#### What the task asks
Please say how many lines of the listing hold "styles", with no other words in the answer.

#### Stored data
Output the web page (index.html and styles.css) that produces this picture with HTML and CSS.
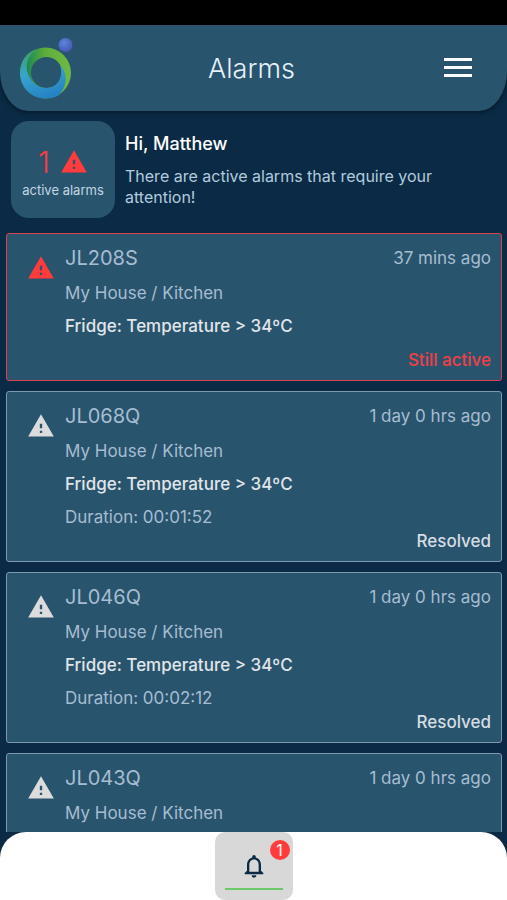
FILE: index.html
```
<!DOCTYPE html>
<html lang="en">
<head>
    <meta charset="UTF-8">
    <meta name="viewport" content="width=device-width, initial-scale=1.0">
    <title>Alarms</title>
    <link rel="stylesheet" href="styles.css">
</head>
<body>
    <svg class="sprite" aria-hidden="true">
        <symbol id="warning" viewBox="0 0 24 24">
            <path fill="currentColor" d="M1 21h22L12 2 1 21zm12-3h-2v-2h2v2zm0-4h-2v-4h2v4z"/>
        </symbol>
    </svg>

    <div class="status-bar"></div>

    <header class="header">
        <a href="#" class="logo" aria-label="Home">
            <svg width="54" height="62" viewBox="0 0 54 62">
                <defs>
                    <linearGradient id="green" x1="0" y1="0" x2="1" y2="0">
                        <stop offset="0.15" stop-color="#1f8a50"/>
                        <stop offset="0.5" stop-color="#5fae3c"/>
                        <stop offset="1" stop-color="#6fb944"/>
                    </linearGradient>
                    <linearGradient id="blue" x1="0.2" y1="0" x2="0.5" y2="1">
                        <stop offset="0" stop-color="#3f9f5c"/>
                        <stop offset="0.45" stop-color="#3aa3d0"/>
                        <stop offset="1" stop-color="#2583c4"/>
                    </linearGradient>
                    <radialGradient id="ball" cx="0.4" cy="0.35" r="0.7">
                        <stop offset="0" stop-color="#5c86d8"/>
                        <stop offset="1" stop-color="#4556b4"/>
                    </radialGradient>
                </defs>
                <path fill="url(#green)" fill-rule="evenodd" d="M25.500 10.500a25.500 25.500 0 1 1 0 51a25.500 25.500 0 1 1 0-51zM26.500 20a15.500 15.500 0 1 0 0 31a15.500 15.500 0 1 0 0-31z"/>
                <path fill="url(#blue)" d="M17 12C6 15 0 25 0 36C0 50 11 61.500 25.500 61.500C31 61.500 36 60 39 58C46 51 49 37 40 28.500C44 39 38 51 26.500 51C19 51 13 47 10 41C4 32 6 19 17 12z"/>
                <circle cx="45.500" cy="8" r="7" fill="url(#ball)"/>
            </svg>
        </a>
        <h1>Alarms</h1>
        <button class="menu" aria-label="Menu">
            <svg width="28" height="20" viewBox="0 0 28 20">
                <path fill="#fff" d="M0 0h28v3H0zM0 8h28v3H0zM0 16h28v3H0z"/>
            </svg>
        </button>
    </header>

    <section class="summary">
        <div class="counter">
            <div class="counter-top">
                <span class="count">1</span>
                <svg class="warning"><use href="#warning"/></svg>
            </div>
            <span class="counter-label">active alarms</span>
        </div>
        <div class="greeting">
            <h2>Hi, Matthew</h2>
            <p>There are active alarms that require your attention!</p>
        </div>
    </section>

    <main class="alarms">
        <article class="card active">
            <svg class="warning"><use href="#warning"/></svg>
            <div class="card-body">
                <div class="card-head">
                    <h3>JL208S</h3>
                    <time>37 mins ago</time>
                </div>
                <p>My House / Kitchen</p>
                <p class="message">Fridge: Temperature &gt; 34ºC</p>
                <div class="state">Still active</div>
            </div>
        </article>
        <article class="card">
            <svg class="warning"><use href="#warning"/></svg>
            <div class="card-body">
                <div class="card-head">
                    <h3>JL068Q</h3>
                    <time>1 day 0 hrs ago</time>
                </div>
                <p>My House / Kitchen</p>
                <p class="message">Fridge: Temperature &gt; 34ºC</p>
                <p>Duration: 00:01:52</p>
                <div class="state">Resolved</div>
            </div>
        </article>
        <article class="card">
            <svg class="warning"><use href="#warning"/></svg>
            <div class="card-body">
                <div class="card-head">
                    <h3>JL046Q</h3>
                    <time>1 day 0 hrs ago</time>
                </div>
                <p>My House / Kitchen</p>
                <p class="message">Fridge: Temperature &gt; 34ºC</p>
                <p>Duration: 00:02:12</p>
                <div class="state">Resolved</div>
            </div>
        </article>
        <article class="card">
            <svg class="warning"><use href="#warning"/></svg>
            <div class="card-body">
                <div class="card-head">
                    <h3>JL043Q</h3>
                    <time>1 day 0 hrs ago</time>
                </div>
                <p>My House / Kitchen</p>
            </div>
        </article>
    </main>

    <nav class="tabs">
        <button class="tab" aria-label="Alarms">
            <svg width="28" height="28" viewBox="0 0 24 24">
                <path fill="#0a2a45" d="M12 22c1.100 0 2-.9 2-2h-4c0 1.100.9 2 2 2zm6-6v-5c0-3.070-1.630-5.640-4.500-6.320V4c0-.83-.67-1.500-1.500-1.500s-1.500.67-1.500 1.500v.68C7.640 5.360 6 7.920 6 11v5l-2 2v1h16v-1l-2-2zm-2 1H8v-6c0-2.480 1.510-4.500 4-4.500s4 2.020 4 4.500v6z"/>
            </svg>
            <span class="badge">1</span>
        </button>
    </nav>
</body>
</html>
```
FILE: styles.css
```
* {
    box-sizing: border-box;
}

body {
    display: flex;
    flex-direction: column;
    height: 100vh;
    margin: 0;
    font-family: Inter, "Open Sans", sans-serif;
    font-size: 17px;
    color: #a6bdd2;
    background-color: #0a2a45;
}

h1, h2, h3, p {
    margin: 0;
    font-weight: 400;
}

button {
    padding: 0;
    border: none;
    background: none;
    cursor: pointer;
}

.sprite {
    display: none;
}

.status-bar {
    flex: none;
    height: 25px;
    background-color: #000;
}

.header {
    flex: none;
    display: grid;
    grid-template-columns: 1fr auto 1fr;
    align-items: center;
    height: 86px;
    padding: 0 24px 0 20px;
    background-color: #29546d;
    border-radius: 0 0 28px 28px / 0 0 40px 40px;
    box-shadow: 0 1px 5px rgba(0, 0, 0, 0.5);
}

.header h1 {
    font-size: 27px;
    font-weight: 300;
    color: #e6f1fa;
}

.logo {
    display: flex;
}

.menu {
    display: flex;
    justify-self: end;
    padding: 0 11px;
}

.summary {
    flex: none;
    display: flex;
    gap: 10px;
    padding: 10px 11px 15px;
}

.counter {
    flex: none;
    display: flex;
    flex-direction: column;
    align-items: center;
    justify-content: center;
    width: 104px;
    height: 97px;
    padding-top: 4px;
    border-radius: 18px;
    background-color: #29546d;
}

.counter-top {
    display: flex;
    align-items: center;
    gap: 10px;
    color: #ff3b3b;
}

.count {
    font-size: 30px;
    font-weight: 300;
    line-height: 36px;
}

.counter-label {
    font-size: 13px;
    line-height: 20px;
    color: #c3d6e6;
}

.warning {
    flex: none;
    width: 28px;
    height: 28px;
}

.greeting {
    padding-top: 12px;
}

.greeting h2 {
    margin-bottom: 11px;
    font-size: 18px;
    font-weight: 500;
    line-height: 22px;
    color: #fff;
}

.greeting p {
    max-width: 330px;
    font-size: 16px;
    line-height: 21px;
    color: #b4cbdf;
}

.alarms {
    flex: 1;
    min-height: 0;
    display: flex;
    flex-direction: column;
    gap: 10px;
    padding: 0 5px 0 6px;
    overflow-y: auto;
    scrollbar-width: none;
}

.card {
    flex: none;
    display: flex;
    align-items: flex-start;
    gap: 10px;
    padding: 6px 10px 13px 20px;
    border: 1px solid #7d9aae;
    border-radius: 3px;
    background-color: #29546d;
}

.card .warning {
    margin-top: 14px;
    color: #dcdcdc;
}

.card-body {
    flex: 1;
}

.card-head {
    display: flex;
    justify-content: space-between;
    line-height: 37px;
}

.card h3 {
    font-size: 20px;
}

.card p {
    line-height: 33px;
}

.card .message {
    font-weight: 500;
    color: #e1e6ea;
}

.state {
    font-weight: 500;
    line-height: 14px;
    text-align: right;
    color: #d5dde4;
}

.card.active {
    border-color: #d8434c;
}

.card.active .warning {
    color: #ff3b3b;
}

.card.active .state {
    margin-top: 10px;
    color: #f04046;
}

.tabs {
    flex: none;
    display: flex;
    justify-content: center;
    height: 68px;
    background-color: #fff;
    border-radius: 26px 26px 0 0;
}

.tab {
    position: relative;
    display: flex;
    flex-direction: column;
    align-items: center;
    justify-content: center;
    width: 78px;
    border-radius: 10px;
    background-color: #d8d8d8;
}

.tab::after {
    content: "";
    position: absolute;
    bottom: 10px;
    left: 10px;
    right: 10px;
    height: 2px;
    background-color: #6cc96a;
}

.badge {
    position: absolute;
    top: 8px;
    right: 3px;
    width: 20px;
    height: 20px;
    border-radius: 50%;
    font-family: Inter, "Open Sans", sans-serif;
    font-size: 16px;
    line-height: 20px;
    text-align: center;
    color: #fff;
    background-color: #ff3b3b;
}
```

#### Result of this task
3